With the passage of AB 890 the Nurse Practitioner may be able to practice independently once certain provisions have been met. All Nurse Practitioners will not meet the provisions outlined within AB 890 by January 1, 2023. Until those conditions are met, the Nurse Practitioner will continue to operate using Standardized Procedures, the mechanism for Nurse Practitioners to perform functions which would be considered the practice of medicine.
Per the statutory requirement in Business and Professions Code (BPC) section 2837.103 (a)(1)(D), the transition to practice must include a minimum of three (3) full-time equivalent years of practice or 4600 hours. Upon completion of the transition to practice, a nurse practitioner may practice in limited settings or organizations in which one or more physicians and surgeons practice with the nurse practitioner without standardized procedures.

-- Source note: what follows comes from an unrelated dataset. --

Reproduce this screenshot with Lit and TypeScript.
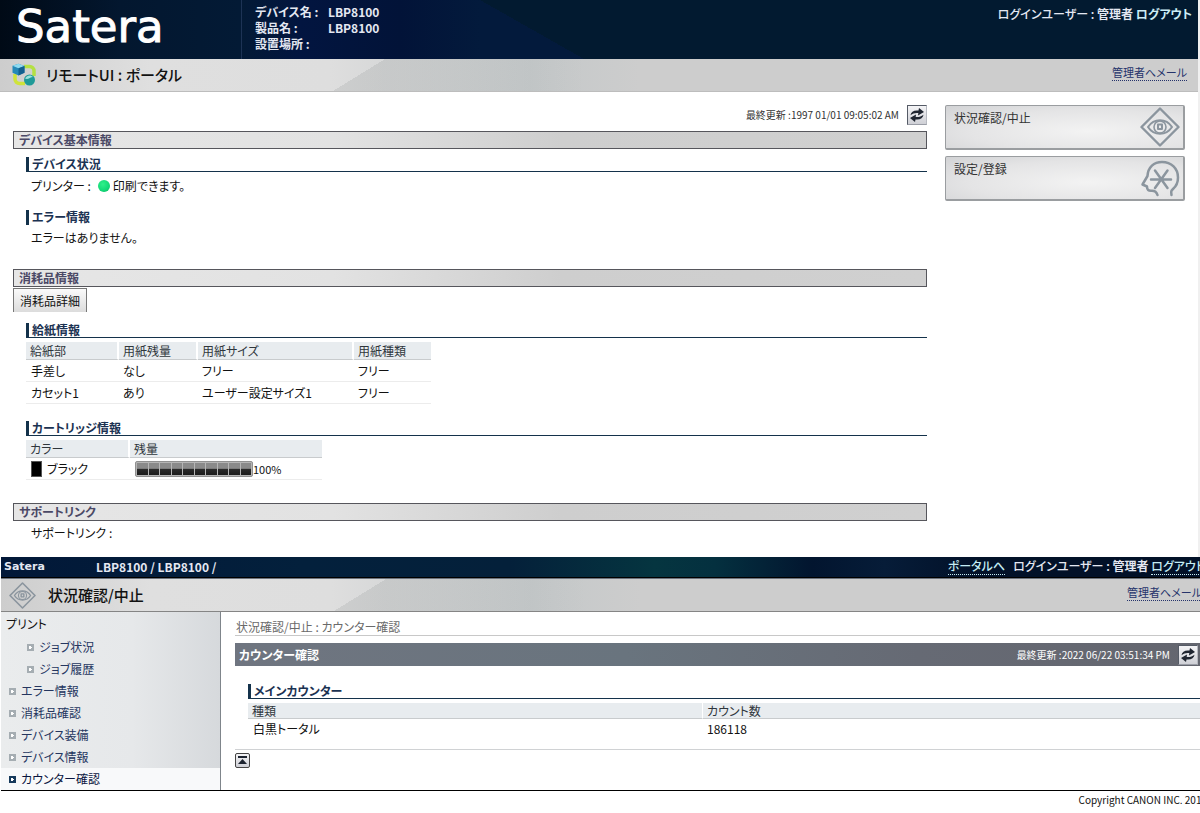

Additionally, in order for a nurse practitioner to expand their practice outside of those settings, a nurse practitioner must practice within the limits of their knowledge, experience, and national certification and have practiced in good standing for at least three (3) years after meeting the requirements to transition to practice. Furthermore, a nurse practitioner who is practicing outside of the limited settings outlined in BPC section 2837.103 shall consult and collaborate with other healing arts providers based on the clinical condition of the patient to whom health care is provided and establish a plan for referral of complex medical cases and emergencies to a physician and surgeon or other appropriate healing arts providers.
The Board is interested in moving forward with its duties to implement the bill efficiently and thoughtfully. Though the exact timeframes are not certain nor guaranteed, the Board expects that it will be able to take the necessary steps required by the legislature for implementation of AB 890 on or before January 1, 2023.